Zsolt Bedák

Personal information
- Full name: Bedák Zsolt
- Nationality: Hungary
- Born: 26 September 1983 (age 42) Budapest
- Height: 1.63 m (5 ft 4 in)
- Weight: 56 kg (123 lb)

Sport
- Sport: Boxing
- Weight class: Bantamweight
- Club: Vasas, Budapest

Medal record
European Amateur Championships
| Bronze medal – third place | 2006 Plovdiv | Bantamweight |
EU Amateur Championships
| Gold medal – first place | 2006 Pécs | Bantamweight |
| Silver medal – second place | 2004 Madrid | Bantamweight |

= Zsolt Bedák =

Hungarian boxer

Zsolt Bedák (born 26 September 1983 in Budapest, Hungary) is a Hungarian boxer.
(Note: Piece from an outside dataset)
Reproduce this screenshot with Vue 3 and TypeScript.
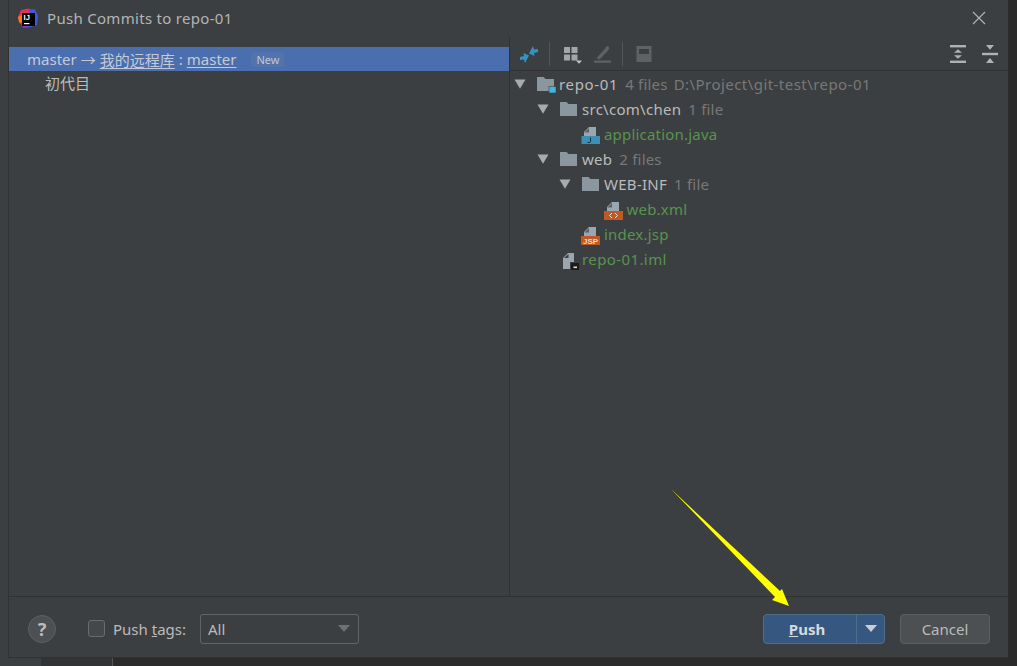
<script setup lang="ts">
interface Node {
  name: string
  level: number
  kind: 'root' | 'folder' | 'java' | 'xml' | 'jsp' | 'iml'
  meta?: string
  extra?: string
}

const nodes: Node[] = [
  { name: 'repo-01', level: 0, kind: 'root', meta: '4 files', extra: 'D:\\Project\\git-test\\repo-01' },
  { name: 'src\\com\\chen', level: 1, kind: 'folder', meta: '1 file' },
  { name: 'application.java', level: 2, kind: 'java' },
  { name: 'web', level: 1, kind: 'folder', meta: '2 files' },
  { name: 'WEB-INF', level: 2, kind: 'folder', meta: '1 file' },
  { name: 'web.xml', level: 3, kind: 'xml' },
  { name: 'index.jsp', level: 2, kind: 'jsp' },
  { name: 'repo-01.iml', level: 1, kind: 'iml' },
]

const indent = [4, 27, 49, 71.5]
const isFolder = (n: Node) => n.kind === 'root' || n.kind === 'folder'
</script>

<template>
  <div class="page">
    <div class="dialog">
      <header class="titlebar">
        <svg class="logo" width="20" height="20" viewBox="0 0 20 20">
          <path d="M0 9 L3 2 L11 0.5 L13 5 L4 6 L4 17 L1 14 Z" fill="#e8305f" />
          <path d="M0 9 L4 7 L4 17 L1 14 Z" fill="#f97a12" />
          <path d="M10 1 L17 1.5 L20 8 L19 17 L12 19.5 L5 19 L12 5 Z" fill="#3b5bdb" />
          <path d="M2 15 L5 14 L10 19.5 L5 19.5 Z" fill="#a82bd0" />
          <rect x="4" y="5" width="13" height="13" fill="#000" />
          <rect x="6" y="15" width="5.5" height="1.2" fill="#fff" />
          <text class="logo-text" x="5.6" y="12.4">IJ</text>
        </svg>
        <span class="title">Push Commits to repo-01</span>
        <svg class="close" width="14" height="14" viewBox="0 0 14 14">
          <path d="M1 1 L13 13 M13 1 L1 13" stroke="#b4b6b7" stroke-width="1.1" fill="none" />
        </svg>
      </header>

      <main class="body">
        <section class="commits">
          <div class="branch">
            <span>master</span>
            <span class="arrow-text">→</span>
            <span class="link">我的远程库</span>
            <span class="colon">:</span>
            <span class="link">master</span>
            <span class="badge">New</span>
          </div>
          <div class="commit">初代目</div>
        </section>

        <section class="changes">
          <div class="toolbar">
            <div class="tool-left">
              <svg class="tool" width="20" height="20" viewBox="-1 -2 20 20">
                <path d="M9 7.5 L13 0 L14 3.5 L18 3 L18 6 L14 7 L14.5 10 Z" fill="#3592c4" />
                <path d="M9 9.5 L5 17 L4 13.5 L0 14 L0 11 L4 10 L3.5 7 Z" fill="#3592c4" />
              </svg>
              <i class="sep"></i>
              <svg class="tool group" width="20" height="20" viewBox="0 0 20 20">
                <g fill="#a3a5a7">
                  <rect x="1" y="3" width="6" height="6" rx=".5" />
                  <rect x="8.5" y="3" width="6" height="6" rx=".5" />
                  <rect x="1" y="10.5" width="6" height="6" rx=".5" />
                  <rect x="8.5" y="10.5" width="6" height="6" rx=".5" />
                  <path d="M13 16.5h6l-3 3.2z" fill="#c4c6c8" />
                </g>
              </svg>
              <svg class="tool" width="20" height="20" viewBox="0 0 20 20">
                <path d="M4.5 14 L13.8 4 L16.4 6.2 L7.5 15.5 Z" fill="#5f6264" />
                <circle cx="15.3" cy="4.2" r="1.9" fill="#5f6264" />
                <rect x="2" y="16.5" width="17" height="2.3" fill="#5f6264" />
              </svg>
              <i class="sep"></i>
              <svg class="tool disk" width="20" height="20" viewBox="0 0 20 20">
                <path fill-rule="evenodd" d="M2.5 2h15v16h-15z M5 5v5h10V5z" fill="#5f6264" />
              </svg>
            </div>
            <div class="tool-right">
              <svg width="16" height="18" viewBox="0 0 16 18">
                <g fill="#afb1b3">
                  <rect x="0" y="0" width="16" height="2.4" />
                  <rect x="0" y="15.6" width="16" height="2.4" />
                  <path d="M8 4.2 L12 7.8 H4 Z M8 13.8 L12 10.2 H4 Z" />
                </g>
              </svg>
              <svg width="16" height="18" viewBox="0 0 16 18">
                <g fill="#afb1b3">
                  <rect x="0" y="7.8" width="16" height="2.4" />
                  <path d="M4 0 H12 L8 4.8 Z M4 18 H12 L8 13 Z" />
                </g>
              </svg>
            </div>
          </div>

          <ul class="tree">
            <li v-for="n in nodes" :key="n.name" class="row" :style="{ paddingLeft: indent[n.level] + 'px' }">
              <svg v-if="isFolder(n)" class="caret" width="12" height="12" viewBox="0 0 12 12">
                <path d="M.5 1.5 H11.5 L6 10.8 Z" fill="#a8aaac" />
              </svg>
              <span v-else-if="n.kind !== 'iml'" class="caret-gap"></span>

              <svg v-if="isFolder(n)" class="ico" width="20" height="18" viewBox="0 0 20 18">
                <path d="M1 2 H7.5 L9.5 4 H18 V16 H1 Z" fill="#8a979f" />
                <rect v-if="n.kind === 'root'" x="13" y="11.5" width="7" height="6.5" fill="#40b6e0" stroke="#3c3f41" stroke-width=".6" />
              </svg>

              <svg v-else-if="n.kind === 'iml'" class="ico low iml" width="20" height="20" viewBox="0 0 20 20">
                <path d="M1 8 L6 3 H12 V12 H8 V19 H1 Z" fill="#9aa7b0" />
                <path d="M2 8 L6.5 8 L6.5 4 Z" fill="#3c3f41" />
                <rect x="9" y="13" width="8" height="7" fill="#1c1c1c" />
                <rect x="11.5" y="16.5" width="3.5" height="1.6" fill="#ddd" />
              </svg>

              <svg v-else class="ico low" width="20" height="20" viewBox="0 0 20 20">
                <path d="M3 7 L8 2 H15 V11 H3 Z" fill="#9aa7b0" />
                <path d="M3.4 7.4 H8 V3 Z" fill="#5a6268" />
                <template v-if="n.kind === 'java'">
                  <rect x="0.5" y="11" width="18.5" height="8" fill="#3d8fb5" />
                  <path d="M9.5 12.5 V16.5 Q9.5 17.5 8 17.5 H6.5" stroke="#16303d" stroke-width="1" fill="none" />
                </template>
                <template v-else>
                  <rect x="0" y="11" width="19" height="9" fill="#c05a24" />
                  <path v-if="n.kind === 'xml'" d="M8 13 L5.5 15.5 L8 18 M11 13 L13.5 15.5 L11 18" stroke="#eadbd0" stroke-width="1" fill="none" />
                  <text v-else x="9.5" y="18.6" class="jsp">JSP</text>
                </template>
              </svg>

              <span class="name" :class="[isFolder(n) ? '' : 'file', 'k-' + n.kind]">{{ n.name }}</span>
              <span v-if="n.meta" class="meta">{{ n.meta }}</span>
              <span v-if="n.extra" class="meta extra">{{ n.extra }}</span>
            </li>
          </ul>
        </section>
      </main>

      <footer class="footer">
        <div class="help">?</div>
        <label class="tags">
          <span class="check"></span>
          <span>Push <u>t</u>ags:</span>
        </label>
        <div class="combo">
          <span>All</span>
          <svg width="12" height="7" viewBox="0 0 12 7"><path d="M0 0 H12 L6 7 Z" fill="#6e7173" /></svg>
        </div>
        <div class="spacer"></div>
        <div class="push">
          <span class="push-main"><u>P</u>ush</span>
          <span class="push-drop">
            <svg width="12" height="7" viewBox="0 0 12 7"><path d="M0 0 H12 L6 7 Z" fill="#c9ced2" /></svg>
          </span>
        </div>
        <button class="cancel" type="button">Cancel</button>
      </footer>

      <svg class="annotation" width="130" height="130" viewBox="0 0 130 130">
        <path d="M1 1 L110 103 L112 101 L119 118 L102 112 L105 109 Z" fill="#ffff00" />
      </svg>
    </div>

    <div class="under">
      <div class="under-a"></div>
      <div class="under-b"></div>
      <div class="under-c"></div>
    </div>
  </div>
</template>

<style>
html, body { margin: 0; background: #2b2b2b; }
</style>

<style scoped>
.page {
  width: 1017px;
  height: 666px;
  overflow: hidden;
  background: linear-gradient(to right, #3c3f41 8px, #2b2b2b 8px);
  font-family: "Noto Sans", "Noto Sans CJK SC", sans-serif;
  font-size: 15px;
  color: #bbbbbb;
}
.dialog {
  position: relative;
  margin-left: 8px;
  width: 1000px;
  height: 658px;
  box-sizing: border-box;
  border-left: 1px solid #323232;
  border-bottom: 1px solid #323232;
  background: #3c3f41;
  display: flex;
  flex-direction: column;
}
.titlebar {
  height: 37px;
  flex: none;
  display: flex;
  align-items: center;
  padding: 0 22px 2px 9px;
  box-sizing: border-box;
}
.logo { flex: none; }
.logo-text {
  font-family: "Liberation Sans", sans-serif;
  font-size: 7.5px;
  font-weight: 700;
  fill: #fff;
}
.title { margin-left: 9px; flex: 1; color: #b3b5b6; letter-spacing: .3px; }
.close { flex: none; }
.body {
  flex: 1;
  min-height: 0;
  display: flex;
  border-bottom: 1px solid #323232;
}
.commits {
  width: 500px;
  flex: none;
  border-right: 1px solid #323232;
  padding-top: 10px;
  box-sizing: content-box;
}
.branch {
  height: 24px;
  background: #4b6eaf;
  display: flex;
  align-items: center;
  padding-left: 18px;
  color: #c4cad6;
  white-space: nowrap;
}
.arrow-text { margin: 0 4px; }
.colon { margin: 0 4px; }
.link { text-decoration: underline; text-underline-offset: 2px; }
.badge {
  margin-left: 15px;
  height: 15px;
  line-height: 15px;
  padding: 0 5px;
  border-radius: 3px;
  background: #5573ab;
  font-size: 11px;
  color: #bfc8d8;
}
.commit {
  height: 25px;
  line-height: 25px;
  padding-left: 36px;
}
.changes {
  flex: 1;
  min-width: 0;
}
.toolbar {
  height: 34px;
  box-sizing: border-box;
  border-bottom: 1px solid #323232;
  display: flex;
  align-items: center;
  justify-content: space-between;
  padding: 0 10px 0 9px;
}
.tool-left { display: flex; align-items: center; }
.tool { flex: none; }
.group { margin-right: 9px; margin-left: 1px; }
.disk { margin-left: -1px; }
.sep {
  width: 1px;
  height: 24px;
  background: #515658;
  margin: 0 12px 0 10px;
}
.tool-right { display: flex; align-items: center; gap: 16px; }
.tree {
  list-style: none;
  margin: 0;
  padding: 0;
}
.row {
  height: 25px;
  display: flex;
  align-items: center;
  white-space: nowrap;
  box-sizing: border-box;
}
.caret { flex: none; margin-right: 10px; }
.caret-gap { width: 22px; flex: none; }
.ico { flex: none; margin-right: 3px; }
.low { margin-top: 3px; }
.iml { margin-right: 0.5px; margin-left: 24.5px; }
.jsp {
  font-family: "Liberation Sans", sans-serif;
  font-size: 8px;
  font-weight: 700;
  fill: #f0d9c8;
  text-anchor: middle;
}
.name { color: #bbbbbb; letter-spacing: .28px; }
.file { color: #59934f; letter-spacing: .2px; }
.k-root { letter-spacing: .65px; }
.k-iml { letter-spacing: .4px; }
.meta { color: #787878; margin-left: 7px; letter-spacing: .2px; }
.extra { margin-left: 6px; letter-spacing: .45px; }
.footer {
  height: 60px;
  flex: none;
  box-sizing: border-box;
  display: flex;
  align-items: center;
  padding: 3px 18px 0 19px;
}
.help {
  width: 28px;
  height: 28px;
  border-radius: 50%;
  box-sizing: border-box;
  border: 1px solid #5e6060;
  background: #4c5052;
  color: #bbbbbb;
  display: flex;
  align-items: center;
  justify-content: center;
  font-weight: 700;
  font-size: 18px;
}
.tags {
  display: flex;
  align-items: center;
  margin-left: 32px;
  gap: 8px;
}
.check {
  width: 17px;
  height: 17px;
  box-sizing: border-box;
  border: 1px solid #6b6b6b;
  border-radius: 3px;
  background: #43494a;
}
.combo {
  margin-left: 14px;
  width: 159px;
  height: 30px;
  box-sizing: border-box;
  border: 1px solid #646464;
  border-radius: 3px;
  display: flex;
  align-items: center;
  justify-content: space-between;
  padding: 0 8px 0 7px;
}
.spacer { flex: 1; }
.push {
  width: 122px;
  height: 30px;
  box-sizing: border-box;
  border: 1px solid #4c708c;
  border-radius: 4px;
  background: #365880;
  display: flex;
  align-items: stretch;
  color: #d6dade;
  font-weight: 700;
}
.push-main {
  width: 93px;
  box-sizing: border-box;
  padding-right: 6px;
  text-align: center;
  line-height: 28px;
  border-right: 1px solid #4c708c;
}
.push-drop {
  flex: 1;
  display: flex;
  align-items: center;
  justify-content: center;
}
.cancel {
  margin-left: 15px;
  width: 90px;
  height: 30px;
  box-sizing: border-box;
  border: 1px solid #5e6060;
  border-radius: 4px;
  background: #4c5052;
  color: #bbbbbb;
  font: inherit;
  padding: 0;
}
.annotation {
  position: absolute;
  left: 661px;
  top: 488px;
  pointer-events: none;
}
.under {
  height: 8px;
  display: flex;
}
.under-a { width: 41px; background: #3c3f41; }
.under-b { width: 71px; background: #313335; border-right: 1px solid #555; }
.under-c { flex: 1; background: #2b2b2b; }
</style>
His younger brother Pál Bedák is a flyweight boxer.

==Amateur career==
- 2001 Bedák won bronze at the European Junior Championships.
- Member of the Hungarian Olympic Team of 2004 Athens in Bantamweight. He qualified for the 2004 Summer Olympics by topping the 1st AIBA European 2004 Olympic Qualifying Tournament in Plovdiv, Bulgaria.
- 2004 Olympic Results – Boxed as a Bantamweight (51 kg)
  - Round of 32 – Defeated Abner Mares of Mexico, 36–27
  - Round of 16 – Lost to Maksym Tretyak of Ukraine, 24–27
- In 2005 he competed for Romania at the Boxing World Cup in Moscow, Russia, losing his first match but winning his second in the preliminary round.
- 2006 he won the bronze medal at the 2006 European Amateur Boxing Championships in Plovdiv.

==Professional career==
He turned pro in 2006 and signed a contract to fight for Hamburg-based Universum Box-Promotion. After winning his first 12 fights, in 2009 he won the WBO European super bantamweight title and later also the WBO Inter-Continental super bantamweight title. In 2010 May he fought Wilfredo Vázquez, Jr. for the WBO super bantamweight title but lost by TKO in the 10th round.